Couchsurfing and holy shrines in Shiraz
Coming back from the desert early morning and after some back and forth, we arranged couchsurfing at Mohammed’s (yes same name - there are just toooo many Mohammeds in this world), another extremely nice Iranian guy. He made the effort to show us some local coffee shops and places where young Iranians would gather at night to eat street food and smoke Shisha, places we probably wouldn’t have discovered otherwise.
On our first day in Shiraz, Mohammed drove us and guided us through Persepolis, the ancient capital of the Persian Empire. Left in ruins by Alexander the Great, the remains still let us imagine the wealth of this kingdom that once was. The only weird thing happened when we were leaving and Mohammed suddenly expected payment for driving us to Persepolis, which he did not talk about before. Though he was super friendly, this turn in the end left us slightly befuddled (and in the end we payed him around 20 Euros).

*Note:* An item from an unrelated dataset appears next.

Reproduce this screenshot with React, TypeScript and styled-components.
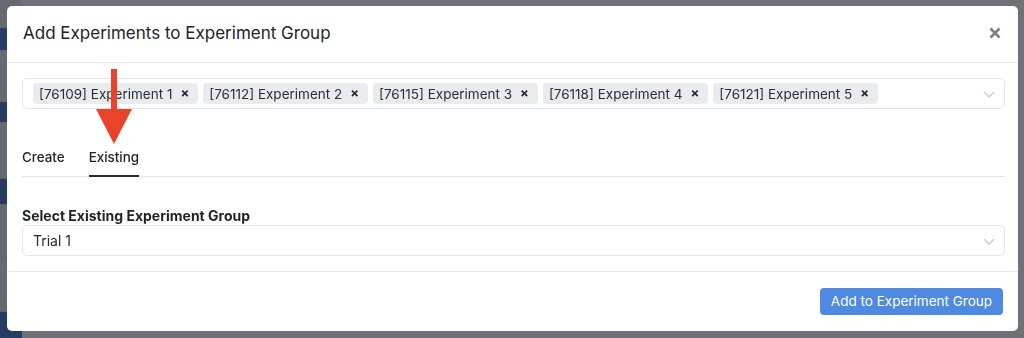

In Shiraz itself, the biggest attraction is the holy shrine of the brothers of Imam Reza (Shah Cheragh). It was the first place we being foreigners were not allowed to enter on our own. We had to be accompanied by a guide (for free) who showed us around in the impressive courtyards and gave us some pretty interesting insights about the place. She also provided us a staple of flyers and brochures about Islam and hijab to study and share with our friends back home. On top of that, Nicole had to wear a Chador, a veil covering her from head to feet (also nothing a woman can have invented while temperatures hit 40 degrees…).
On our last day, with a lot of free time at hand, we sat down in beautiful Conex café in an arts complex in the north of the city - writing, drawing and planning the rest of the trip:
Now we will head north of Tehran to do a three-day's hike in the Alamut valley before travelling by bus to Baku, where we will hopefully find the boat to Kazakhstan.